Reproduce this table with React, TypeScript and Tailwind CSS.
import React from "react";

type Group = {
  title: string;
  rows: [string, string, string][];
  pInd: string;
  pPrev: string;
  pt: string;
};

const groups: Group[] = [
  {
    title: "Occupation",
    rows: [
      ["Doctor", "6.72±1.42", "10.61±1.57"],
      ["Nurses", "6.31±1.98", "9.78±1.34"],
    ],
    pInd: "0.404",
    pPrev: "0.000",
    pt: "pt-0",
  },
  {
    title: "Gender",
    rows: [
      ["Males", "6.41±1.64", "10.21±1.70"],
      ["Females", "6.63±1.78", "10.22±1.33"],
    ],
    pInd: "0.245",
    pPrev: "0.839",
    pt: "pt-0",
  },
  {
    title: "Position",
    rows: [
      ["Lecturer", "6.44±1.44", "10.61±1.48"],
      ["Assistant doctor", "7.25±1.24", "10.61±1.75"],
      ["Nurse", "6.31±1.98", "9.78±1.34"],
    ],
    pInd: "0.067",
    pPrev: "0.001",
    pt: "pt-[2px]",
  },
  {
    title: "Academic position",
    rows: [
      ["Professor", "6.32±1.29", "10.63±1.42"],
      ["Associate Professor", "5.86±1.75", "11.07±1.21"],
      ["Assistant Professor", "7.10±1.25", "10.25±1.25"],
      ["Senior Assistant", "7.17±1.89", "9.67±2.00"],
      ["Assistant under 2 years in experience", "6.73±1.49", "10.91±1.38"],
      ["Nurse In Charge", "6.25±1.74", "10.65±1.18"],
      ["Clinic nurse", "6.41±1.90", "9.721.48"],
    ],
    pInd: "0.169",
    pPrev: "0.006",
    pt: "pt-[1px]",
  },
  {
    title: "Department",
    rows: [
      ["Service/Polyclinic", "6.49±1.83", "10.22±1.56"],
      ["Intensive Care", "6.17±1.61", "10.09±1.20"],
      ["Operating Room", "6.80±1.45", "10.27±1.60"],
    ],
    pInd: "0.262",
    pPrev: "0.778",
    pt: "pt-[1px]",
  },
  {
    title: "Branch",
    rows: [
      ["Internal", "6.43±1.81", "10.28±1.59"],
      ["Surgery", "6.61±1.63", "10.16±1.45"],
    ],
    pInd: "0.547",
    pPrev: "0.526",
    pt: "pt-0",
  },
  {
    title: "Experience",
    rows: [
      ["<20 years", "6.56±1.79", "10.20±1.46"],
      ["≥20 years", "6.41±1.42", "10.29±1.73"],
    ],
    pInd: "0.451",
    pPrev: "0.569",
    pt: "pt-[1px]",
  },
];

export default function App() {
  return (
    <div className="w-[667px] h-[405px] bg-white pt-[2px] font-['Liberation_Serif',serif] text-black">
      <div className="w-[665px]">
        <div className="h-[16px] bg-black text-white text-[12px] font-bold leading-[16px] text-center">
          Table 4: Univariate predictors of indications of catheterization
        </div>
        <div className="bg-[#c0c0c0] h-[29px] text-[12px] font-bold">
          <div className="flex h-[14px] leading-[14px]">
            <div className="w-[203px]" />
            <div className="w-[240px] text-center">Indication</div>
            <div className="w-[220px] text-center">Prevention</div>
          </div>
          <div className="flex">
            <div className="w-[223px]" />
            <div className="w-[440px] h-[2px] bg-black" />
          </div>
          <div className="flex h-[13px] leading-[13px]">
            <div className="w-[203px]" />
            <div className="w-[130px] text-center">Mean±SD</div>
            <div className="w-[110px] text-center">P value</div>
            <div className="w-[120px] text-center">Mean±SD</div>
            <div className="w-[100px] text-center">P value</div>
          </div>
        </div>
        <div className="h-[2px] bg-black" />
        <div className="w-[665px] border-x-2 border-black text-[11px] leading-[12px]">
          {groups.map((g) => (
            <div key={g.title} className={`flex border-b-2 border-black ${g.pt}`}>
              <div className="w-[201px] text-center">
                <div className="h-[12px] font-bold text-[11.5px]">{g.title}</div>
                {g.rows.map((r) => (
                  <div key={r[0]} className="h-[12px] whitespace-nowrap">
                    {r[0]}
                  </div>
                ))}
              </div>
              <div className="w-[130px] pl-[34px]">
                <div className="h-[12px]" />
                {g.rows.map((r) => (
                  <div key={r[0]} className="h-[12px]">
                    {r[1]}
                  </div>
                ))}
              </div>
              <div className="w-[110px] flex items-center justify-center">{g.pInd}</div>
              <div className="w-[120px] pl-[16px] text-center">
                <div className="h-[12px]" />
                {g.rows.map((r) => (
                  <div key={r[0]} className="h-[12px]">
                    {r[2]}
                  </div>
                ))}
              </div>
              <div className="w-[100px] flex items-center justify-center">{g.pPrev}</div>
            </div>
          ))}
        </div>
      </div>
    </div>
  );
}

------------------------------------------------------------------------

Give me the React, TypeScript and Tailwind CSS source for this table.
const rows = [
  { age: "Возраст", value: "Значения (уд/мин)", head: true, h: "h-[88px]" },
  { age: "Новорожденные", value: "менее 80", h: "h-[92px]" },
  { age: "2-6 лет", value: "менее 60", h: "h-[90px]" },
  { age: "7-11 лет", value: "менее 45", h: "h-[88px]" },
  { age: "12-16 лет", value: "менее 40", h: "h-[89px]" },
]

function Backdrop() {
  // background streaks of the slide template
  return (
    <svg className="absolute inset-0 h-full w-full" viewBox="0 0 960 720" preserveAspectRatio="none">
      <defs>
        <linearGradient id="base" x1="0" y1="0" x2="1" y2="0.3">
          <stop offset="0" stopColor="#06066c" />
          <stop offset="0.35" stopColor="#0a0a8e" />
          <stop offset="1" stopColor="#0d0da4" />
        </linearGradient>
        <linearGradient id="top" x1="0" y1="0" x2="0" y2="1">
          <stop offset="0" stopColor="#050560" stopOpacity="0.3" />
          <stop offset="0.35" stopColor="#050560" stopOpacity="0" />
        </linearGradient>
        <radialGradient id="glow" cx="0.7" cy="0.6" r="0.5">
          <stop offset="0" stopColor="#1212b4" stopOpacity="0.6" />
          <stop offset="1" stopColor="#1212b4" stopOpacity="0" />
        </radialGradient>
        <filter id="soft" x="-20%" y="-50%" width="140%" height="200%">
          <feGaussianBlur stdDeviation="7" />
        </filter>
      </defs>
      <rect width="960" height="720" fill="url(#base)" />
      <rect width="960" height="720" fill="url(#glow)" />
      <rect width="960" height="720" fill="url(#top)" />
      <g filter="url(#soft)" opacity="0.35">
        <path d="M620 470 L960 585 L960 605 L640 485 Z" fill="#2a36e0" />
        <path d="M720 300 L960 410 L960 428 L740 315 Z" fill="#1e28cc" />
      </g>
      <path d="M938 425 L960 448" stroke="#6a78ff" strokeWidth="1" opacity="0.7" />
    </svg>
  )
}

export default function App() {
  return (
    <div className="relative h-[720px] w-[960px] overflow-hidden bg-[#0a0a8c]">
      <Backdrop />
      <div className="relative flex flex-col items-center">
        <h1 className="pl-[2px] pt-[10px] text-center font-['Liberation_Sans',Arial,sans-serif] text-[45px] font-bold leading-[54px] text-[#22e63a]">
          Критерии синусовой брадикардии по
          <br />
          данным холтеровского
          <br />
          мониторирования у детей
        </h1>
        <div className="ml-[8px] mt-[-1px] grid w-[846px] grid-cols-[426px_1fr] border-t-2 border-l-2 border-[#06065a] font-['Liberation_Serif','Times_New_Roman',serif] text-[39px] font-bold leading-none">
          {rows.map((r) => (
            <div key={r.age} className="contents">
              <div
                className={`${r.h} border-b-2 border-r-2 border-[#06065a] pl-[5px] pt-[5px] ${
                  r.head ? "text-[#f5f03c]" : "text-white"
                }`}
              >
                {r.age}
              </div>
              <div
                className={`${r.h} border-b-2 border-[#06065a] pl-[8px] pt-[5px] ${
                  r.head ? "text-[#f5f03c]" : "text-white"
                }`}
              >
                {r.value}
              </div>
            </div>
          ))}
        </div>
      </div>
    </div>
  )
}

------------------------------------------------------------------------

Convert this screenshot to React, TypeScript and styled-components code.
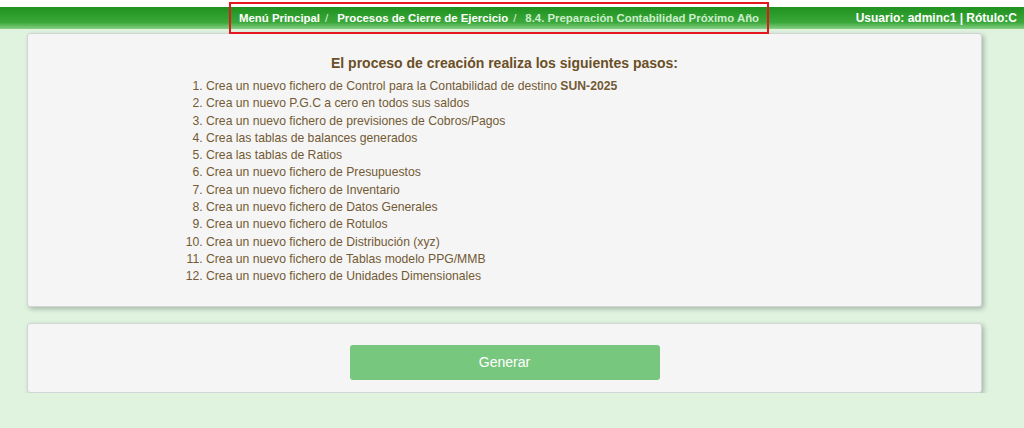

------------------------------------------------------------------------

- Work to complete -
Search the entries for the string "this" and collect each line that has it.

- Task output -
Reproduce this table with React, TypeScript and Tailwind CSS.
Give me the React, TypeScript and Tailwind CSS source for this table.
Convert this screenshot to React, TypeScript and styled-components code.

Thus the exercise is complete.